Skilled, determined and relentless both in game action and on the training ground, “Sueño” Villafaña would go on to become Chivas USA’s longest-serving player and earned US youth national team call-ups. Yet his club was crumbling around him, and he was quietly traded to Portland after the Goats went a woeful 6-20-8 in 2013 amid swirling doubts about the future.

“That’s always going to be in my heart,” said Villafaña. “I grew up in that club, I had much love for them. Those things are always going to be in my heart.”

Less than a year later, Chivas USA ceased operations, ceding to successors Los Angeles FC, who are slated to enter MLS in 2018. 

Up in Portland, he and his young family would have to start over, too. Timbers boss Caleb Porter had first met him back in 2011, months before the two were both centrally involved in the US Under-23 national team’s stunning failure to qualify for the 2012 Summer Olympics. 

“It was a rough time,” Villafaña said of the qualifying debacle and the concurrent struggles at Chivas. “It’s been tough, but those moments make you grow. If you learn from them, they can take you a long way.”

Even amidst that painful experience in Nashville, Villafaña made a lasting impression on his ambitious young coach, who he now considers a friend.

“Honestly, I knew nothing about him,” Porter told The Oregonian earlier this year. “But over time, I just started to like him. He just grows on you because he works hard every day. He’s scrappy, probably because he’s had to fight for everything in his career.”

Porter converted Villafaña from a wide midfielder into a left back, and he struggled for playing time during the transition – only to blossom into a regular last summer when starter Michael Harrington went down injured. Now he’s one of PTFC’s most trusted players, and a fan favorite to boot, just as he was for Chivas USA’s few but deeply committed supporters. 

After years of playing in front of sparse crowds at StubHub Center, few appreciate the constant sellouts and cascading waves of noise at Providence Park more than “Sueño.”

“They’re the fans that are always cheering for you no matter what. You lose, you win, they’re always behind you, they always support you. And I’m really happy for them,” he said on Saturday as thousands of Timbers faithful descended on Columbus to witness their team’s first MLS Cup appearance.

“You feel the love, you feel what they’re doing to support their team,” Villafaña added of his club’s traveling hordes. “When we go away, even though we have [fewer] fans, you can hear them chanting. It really does help that we’re going to have some [away] support.”

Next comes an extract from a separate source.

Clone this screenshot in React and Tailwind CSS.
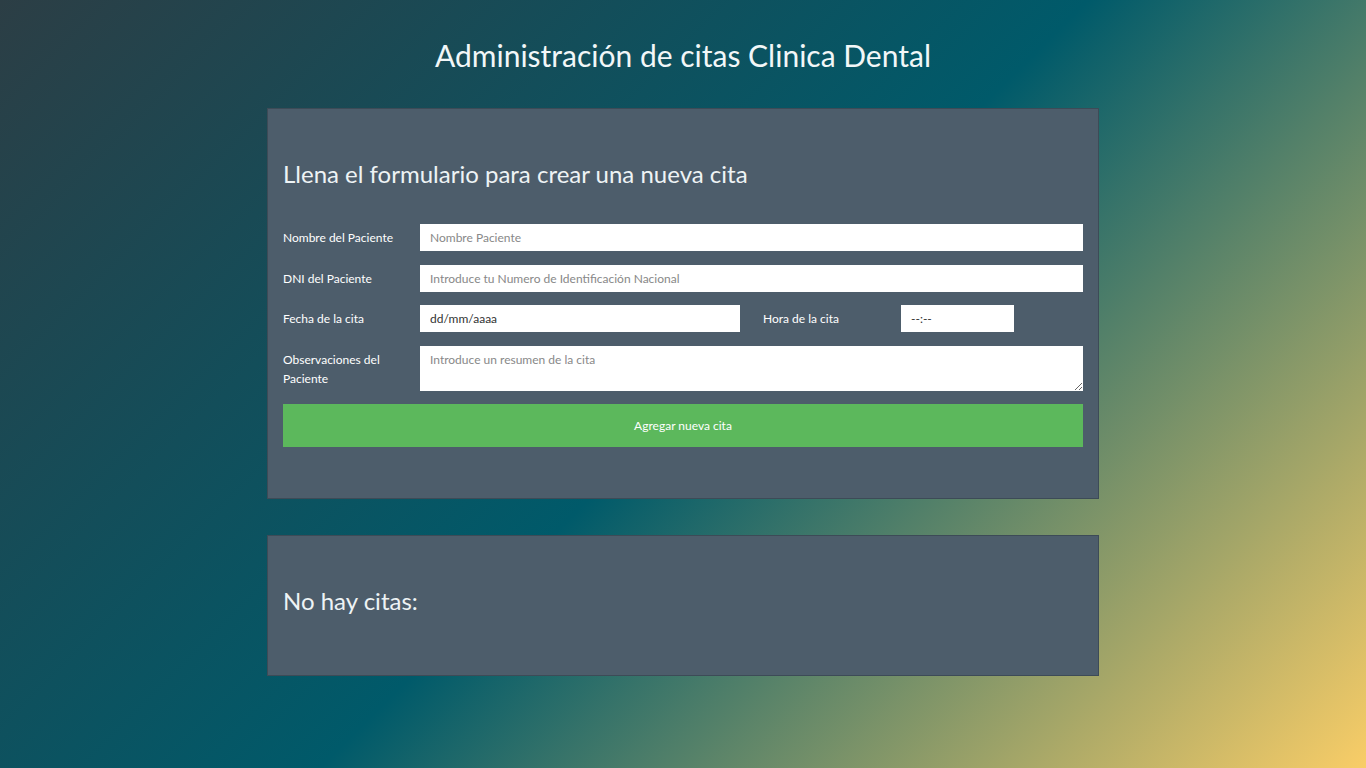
import { useState } from 'react'

const Row = ({ label, children, tall, className = '' }) => (
  <div className={`flex ${tall ? 'items-start' : 'items-center'} ${className}`}>
    <label className={`w-[137px] shrink-0 pr-3 text-[12px] text-white ${tall ? 'leading-[19px] pt-[4px]' : ''}`}>{label}</label>
    {children}
  </div>
)

const App = () => {
  const [nombre, setNombre] = useState('')
  const [dni, setDni] = useState('')
  const [obs, setObs] = useState('')

  return (
    <div
      className="min-h-screen w-full font-['Lato','Open_Sans',sans-serif] bg-[linear-gradient(135deg,#2c3e45_0%,#005a6a_51%,#f9cd67_100%)]"
    >
      <div className="pt-[35px] pb-[92px]">
        <h1 className="text-center text-[30px] leading-[40px] text-[#f2f7f8]">
          Administración de citas Clinica Dental
        </h1>

        <div className="mx-auto mt-[33px] w-[832px] border border-[#3d4b57] bg-[#4d5d6b] px-[15px] pt-[48px] pb-[51px]">
          <h2 className="text-[24px] leading-[34px] text-[#eef3f5]">Llena el formulario para crear una nueva cita</h2>

          <div className="mt-[33px] flex flex-col">
            <Row label="Nombre del Paciente">
              <input
                value={nombre}
                onChange={(e) => setNombre(e.target.value)}
                placeholder="Nombre Paciente"
                className="h-[27px] flex-1 bg-white px-[10px] text-[12px] text-[#333] outline-none placeholder:text-[#888]"
              />
            </Row>
            <Row label="DNI del Paciente" className="mt-[14px]">
              <input
                value={dni}
                onChange={(e) => setDni(e.target.value)}
                placeholder="Introduce tu Numero de Identificación Nacional"
                className="h-[27px] flex-1 bg-white px-[10px] text-[12px] text-[#333] outline-none placeholder:text-[#888]"
              />
            </Row>
            <Row label="Fecha de la cita" className="mt-[13px]">
              <input
                readOnly
                value="dd/mm/aaaa"
                className="h-[27px] w-[320px] bg-white px-[10px] text-[12px] text-[#333] outline-none"
              />
              <label className="ml-[23px] w-[138px] text-[12px] text-white">Hora de la cita</label>
              <input
                readOnly
                value="--:--"
                className="h-[27px] w-[113px] bg-white px-[10px] text-[12px] text-[#333] outline-none"
              />
            </Row>
            <Row label="Observaciones del Paciente" tall className="mt-[14px]">
              <textarea
                value={obs}
                onChange={(e) => setObs(e.target.value)}
                placeholder="Introduce un resumen de la cita"
                className="h-[45px] flex-1 bg-white px-[10px] py-[5px] text-[12px] text-[#333] outline-none placeholder:text-[#888]"
              />
            </Row>
          </div>

          <button className="mt-[13px] h-[43px] w-full bg-[#5cb85c] text-[12px] text-white">
            Agregar nueva cita
          </button>
        </div>

        <div className="mx-auto mt-[36px] w-[832px] border border-[#3d4b57] bg-[#4d5d6b] px-[15px] pt-[46px] pb-[55px]">
          <h2 className="text-[24px] leading-[38px] text-[#eef3f5]">No hay citas:</h2>
        </div>
      </div>
    </div>
  )
}

export default App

While his rise from reality-show winner to MLS Cup combatant has an irresistible storybook quality, the 26-year-old believes there are more – many more – just like him in the United States’ huge Latino population. And he recognizes his position as a role model, not only for the teenagers walking the path that brought him to this point, but for a US soccer community now yearning to better connect with a long-overlooked demographic. Meanwhile, in the years following his triumph, “MLS Sueño” has grown into a multi-city event with nationwide reach.  

“Yeah, I can say that I’m a really big example,” Villafaña said. “At that time that I did the tryouts, there was a lot of talent, a lot of young talent, and I think there is a lot of Latino talent around that is waiting to be discovered.

“The league’s still growing, and those are the little things in the future that are probably going to get better. You’re going to see a lot more players coming up.”

The club that put him on the map has shuffled into history’s footnotes, and Villafaña himself continues to fight for respect – as evidenced by Crew SC winger Ethan Finlay’s open excitement at matching up with him in Sunday’s final

But win or lose, “Sueño” and his dreams will march on. His steady displays for Portland have even earned attention from south of the border, with Liga MX clubs Pachuca and Santos Laguna reportedly interested in him.

“Yeah, it’s been a journey. [Chivas USA] was a club that saw me grow as a kid, as a player. When those things happen, it’s tough when you see the team leave,” he said on Saturday. “But bad things happen. Now I’m happy in Portland and I’ve been doing great. We just hope we are better tomorrow and we lift the trophy.”